§ **TASK TO COMPLETE**
Copy the material that follows word for word and omit its pictures.

§ **DATASET EXCERPT**
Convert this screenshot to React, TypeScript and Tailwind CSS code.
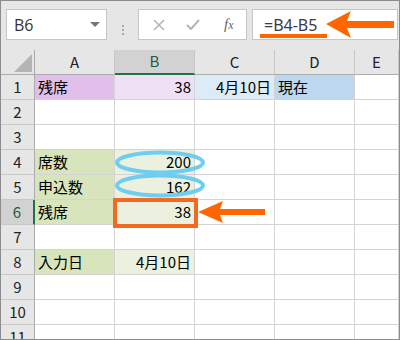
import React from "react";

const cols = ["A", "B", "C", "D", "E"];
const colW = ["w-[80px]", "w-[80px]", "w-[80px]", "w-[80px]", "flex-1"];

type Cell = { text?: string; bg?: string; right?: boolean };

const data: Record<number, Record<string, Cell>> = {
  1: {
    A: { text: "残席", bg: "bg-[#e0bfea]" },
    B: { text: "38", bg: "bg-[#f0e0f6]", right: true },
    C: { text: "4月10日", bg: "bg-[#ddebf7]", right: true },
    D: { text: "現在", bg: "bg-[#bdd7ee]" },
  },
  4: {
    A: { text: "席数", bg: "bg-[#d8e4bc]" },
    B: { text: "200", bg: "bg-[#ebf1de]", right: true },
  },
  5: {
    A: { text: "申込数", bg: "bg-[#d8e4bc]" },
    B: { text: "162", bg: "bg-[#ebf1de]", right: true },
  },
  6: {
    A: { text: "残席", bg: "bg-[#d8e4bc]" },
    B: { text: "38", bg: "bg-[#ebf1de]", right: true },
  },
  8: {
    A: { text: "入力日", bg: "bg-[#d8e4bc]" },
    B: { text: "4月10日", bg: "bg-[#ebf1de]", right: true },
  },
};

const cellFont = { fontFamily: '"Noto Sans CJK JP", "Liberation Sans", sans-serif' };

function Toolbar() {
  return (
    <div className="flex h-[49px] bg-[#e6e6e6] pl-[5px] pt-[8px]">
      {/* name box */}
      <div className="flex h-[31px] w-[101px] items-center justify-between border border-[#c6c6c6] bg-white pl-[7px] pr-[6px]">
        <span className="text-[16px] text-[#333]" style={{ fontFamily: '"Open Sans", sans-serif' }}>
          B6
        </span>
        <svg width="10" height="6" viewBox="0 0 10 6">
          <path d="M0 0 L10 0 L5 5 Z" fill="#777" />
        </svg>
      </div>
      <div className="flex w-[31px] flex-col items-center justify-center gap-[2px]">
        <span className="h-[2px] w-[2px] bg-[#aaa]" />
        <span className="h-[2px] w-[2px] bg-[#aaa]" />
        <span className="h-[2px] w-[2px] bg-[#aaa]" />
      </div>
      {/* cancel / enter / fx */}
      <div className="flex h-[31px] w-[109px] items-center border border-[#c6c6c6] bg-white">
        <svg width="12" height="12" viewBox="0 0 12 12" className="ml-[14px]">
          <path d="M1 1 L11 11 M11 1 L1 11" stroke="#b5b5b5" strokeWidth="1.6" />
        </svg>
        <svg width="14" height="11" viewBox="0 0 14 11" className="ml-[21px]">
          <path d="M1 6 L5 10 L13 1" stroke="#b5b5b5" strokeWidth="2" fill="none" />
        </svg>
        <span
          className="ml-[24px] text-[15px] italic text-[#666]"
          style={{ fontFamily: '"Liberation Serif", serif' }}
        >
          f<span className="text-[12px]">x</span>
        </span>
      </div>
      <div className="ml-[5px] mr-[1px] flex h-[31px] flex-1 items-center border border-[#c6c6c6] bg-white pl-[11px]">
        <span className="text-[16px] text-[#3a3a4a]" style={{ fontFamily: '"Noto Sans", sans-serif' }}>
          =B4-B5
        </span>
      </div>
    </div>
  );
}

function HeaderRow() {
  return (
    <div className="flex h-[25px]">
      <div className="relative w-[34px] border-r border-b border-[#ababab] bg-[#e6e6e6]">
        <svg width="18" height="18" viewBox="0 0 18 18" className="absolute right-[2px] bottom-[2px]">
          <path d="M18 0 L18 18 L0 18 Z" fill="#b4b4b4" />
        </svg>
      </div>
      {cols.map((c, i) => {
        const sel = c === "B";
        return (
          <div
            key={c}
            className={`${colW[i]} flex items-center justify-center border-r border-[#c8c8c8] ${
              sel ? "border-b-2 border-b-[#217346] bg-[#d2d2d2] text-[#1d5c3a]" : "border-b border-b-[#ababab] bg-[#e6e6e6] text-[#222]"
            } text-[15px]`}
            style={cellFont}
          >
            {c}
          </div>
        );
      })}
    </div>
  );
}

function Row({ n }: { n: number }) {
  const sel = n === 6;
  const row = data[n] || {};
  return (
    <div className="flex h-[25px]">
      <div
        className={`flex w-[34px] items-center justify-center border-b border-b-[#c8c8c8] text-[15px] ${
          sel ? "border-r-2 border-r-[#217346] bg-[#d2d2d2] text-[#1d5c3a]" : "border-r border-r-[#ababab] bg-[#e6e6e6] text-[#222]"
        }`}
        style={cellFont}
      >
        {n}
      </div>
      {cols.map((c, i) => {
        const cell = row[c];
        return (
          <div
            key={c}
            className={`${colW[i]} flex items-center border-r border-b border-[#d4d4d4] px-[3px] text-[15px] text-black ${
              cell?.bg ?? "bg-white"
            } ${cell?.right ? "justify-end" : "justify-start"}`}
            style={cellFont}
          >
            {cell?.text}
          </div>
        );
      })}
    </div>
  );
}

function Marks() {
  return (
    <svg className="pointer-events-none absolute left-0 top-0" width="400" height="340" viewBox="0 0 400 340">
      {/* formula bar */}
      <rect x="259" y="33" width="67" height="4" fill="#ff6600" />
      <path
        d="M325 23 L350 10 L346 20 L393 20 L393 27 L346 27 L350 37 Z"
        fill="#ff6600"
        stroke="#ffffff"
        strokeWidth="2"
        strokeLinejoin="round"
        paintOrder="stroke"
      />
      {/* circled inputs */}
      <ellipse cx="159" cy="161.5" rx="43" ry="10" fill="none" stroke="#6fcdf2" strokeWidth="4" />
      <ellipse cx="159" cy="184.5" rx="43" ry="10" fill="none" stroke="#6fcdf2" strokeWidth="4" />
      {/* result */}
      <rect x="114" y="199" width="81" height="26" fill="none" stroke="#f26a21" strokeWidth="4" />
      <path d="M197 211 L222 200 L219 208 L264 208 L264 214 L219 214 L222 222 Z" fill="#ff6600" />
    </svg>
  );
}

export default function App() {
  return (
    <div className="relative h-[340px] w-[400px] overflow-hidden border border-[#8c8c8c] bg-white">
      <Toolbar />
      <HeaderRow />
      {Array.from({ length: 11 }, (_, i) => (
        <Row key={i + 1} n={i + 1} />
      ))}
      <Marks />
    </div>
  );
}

§ **OUTPUT OF THE TASK**
Convert this screenshot to React, TypeScript and Tailwind CSS code.
import React from "react";

const cols = ["A", "B", "C", "D", "E"];
const colW = ["w-[80px]", "w-[80px]", "w-[80px]", "w-[80px]", "flex-1"];

type Cell = { text?: string; bg?: string; right?: boolean };

const data: Record<number, Record<string, Cell>> = {
  1: {
    A: { text: "残席", bg: "bg-[#e0bfea]" },
    B: { text: "38", bg: "bg-[#f0e0f6]", right: true },
    C: { text: "4月10日", bg: "bg-[#ddebf7]", right: true },
    D: { text: "現在", bg: "bg-[#bdd7ee]" },
  },
  4: {
    A: { text: "席数", bg: "bg-[#d8e4bc]" },
    B: { text: "200", bg: "bg-[#ebf1de]", right: true },
  },
  5: {
    A: { text: "申込数", bg: "bg-[#d8e4bc]" },
    B: { text: "162", bg: "bg-[#ebf1de]", right: true },
  },
  6: {
    A: { text: "残席", bg: "bg-[#d8e4bc]" },
    B: { text: "38", bg: "bg-[#ebf1de]", right: true },
  },
  8: {
    A: { text: "入力日", bg: "bg-[#d8e4bc]" },
    B: { text: "4月10日", bg: "bg-[#ebf1de]", right: true },
  },
};

const cellFont = { fontFamily: '"Noto Sans CJK JP", "Liberation Sans", sans-serif' };

function Toolbar() {
  return (
    <div className="flex h-[49px] bg-[#e6e6e6] pl-[5px] pt-[8px]">
      {/* name box */}
      <div className="flex h-[31px] w-[101px] items-center justify-between border border-[#c6c6c6] bg-white pl-[7px] pr-[6px]">
        <span className="text-[16px] text-[#333]" style={{ fontFamily: '"Open Sans", sans-serif' }}>
          B6
        </span>
        <svg width="10" height="6" viewBox="0 0 10 6">
          <path d="M0 0 L10 0 L5 5 Z" fill="#777" />
        </svg>
      </div>
      <div className="flex w-[31px] flex-col items-center justify-center gap-[2px]">
        <span className="h-[2px] w-[2px] bg-[#aaa]" />
        <span className="h-[2px] w-[2px] bg-[#aaa]" />
        <span className="h-[2px] w-[2px] bg-[#aaa]" />
      </div>
      {/* cancel / enter / fx */}
      <div className="flex h-[31px] w-[109px] items-center border border-[#c6c6c6] bg-white">
        <svg width="12" height="12" viewBox="0 0 12 12" className="ml-[14px]">
          <path d="M1 1 L11 11 M11 1 L1 11" stroke="#b5b5b5" strokeWidth="1.6" />
        </svg>
        <svg width="14" height="11" viewBox="0 0 14 11" className="ml-[21px]">
          <path d="M1 6 L5 10 L13 1" stroke="#b5b5b5" strokeWidth="2" fill="none" />
        </svg>
        <span
          className="ml-[24px] text-[15px] italic text-[#666]"
          style={{ fontFamily: '"Liberation Serif", serif' }}
        >
          f<span className="text-[12px]">x</span>
        </span>
      </div>
      <div className="ml-[5px] mr-[1px] flex h-[31px] flex-1 items-center border border-[#c6c6c6] bg-white pl-[11px]">
        <span className="text-[16px] text-[#3a3a4a]" style={{ fontFamily: '"Noto Sans", sans-serif' }}>
          =B4-B5
        </span>
      </div>
    </div>
  );
}

function HeaderRow() {
  return (
    <div className="flex h-[25px]">
      <div className="relative w-[34px] border-r border-b border-[#ababab] bg-[#e6e6e6]">
        <svg width="18" height="18" viewBox="0 0 18 18" className="absolute right-[2px] bottom-[2px]">
          <path d="M18 0 L18 18 L0 18 Z" fill="#b4b4b4" />
        </svg>
      </div>
      {cols.map((c, i) => {
        const sel = c === "B";
        return (
          <div
            key={c}
            className={`${colW[i]} flex items-center justify-center border-r border-[#c8c8c8] ${
              sel ? "border-b-2 border-b-[#217346] bg-[#d2d2d2] text-[#1d5c3a]" : "border-b border-b-[#ababab] bg-[#e6e6e6] text-[#222]"
            } text-[15px]`}
            style={cellFont}
          >
            {c}
          </div>
        );
      })}
    </div>
  );
}

function Row({ n }: { n: number }) {
  const sel = n === 6;
  const row = data[n] || {};
  return (
    <div className="flex h-[25px]">
      <div
        className={`flex w-[34px] items-center justify-center border-b border-b-[#c8c8c8] text-[15px] ${
          sel ? "border-r-2 border-r-[#217346] bg-[#d2d2d2] text-[#1d5c3a]" : "border-r border-r-[#ababab] bg-[#e6e6e6] text-[#222]"
        }`}
        style={cellFont}
      >
        {n}
      </div>
      {cols.map((c, i) => {
        const cell = row[c];
        return (
          <div
            key={c}
            className={`${colW[i]} flex items-center border-r border-b border-[#d4d4d4] px-[3px] text-[15px] text-black ${
              cell?.bg ?? "bg-white"
            } ${cell?.right ? "justify-end" : "justify-start"}`}
            style={cellFont}
          >
            {cell?.text}
          </div>
        );
      })}
    </div>
  );
}

function Marks() {
  return (
    <svg className="pointer-events-none absolute left-0 top-0" width="400" height="340" viewBox="0 0 400 340">
      {/* formula bar */}
      <rect x="259" y="33" width="67" height="4" fill="#ff6600" />
      <path
        d="M325 23 L350 10 L346 20 L393 20 L393 27 L346 27 L350 37 Z"
        fill="#ff6600"
        stroke="#ffffff"
        strokeWidth="2"
        strokeLinejoin="round"
        paintOrder="stroke"
      />
      {/* circled inputs */}
      <ellipse cx="159" cy="161.5" rx="43" ry="10" fill="none" stroke="#6fcdf2" strokeWidth="4" />
      <ellipse cx="159" cy="184.5" rx="43" ry="10" fill="none" stroke="#6fcdf2" strokeWidth="4" />
      {/* result */}
      <rect x="114" y="199" width="81" height="26" fill="none" stroke="#f26a21" strokeWidth="4" />
      <path d="M197 211 L222 200 L219 208 L264 208 L264 214 L219 214 L222 222 Z" fill="#ff6600" />
    </svg>
  );
}

export default function App() {
  return (
    <div className="relative h-[340px] w-[400px] overflow-hidden border border-[#8c8c8c] bg-white">
      <Toolbar />
      <HeaderRow />
      {Array.from({ length: 11 }, (_, i) => (
        <Row key={i + 1} n={i + 1} />
      ))}
      <Marks />
    </div>
  );
}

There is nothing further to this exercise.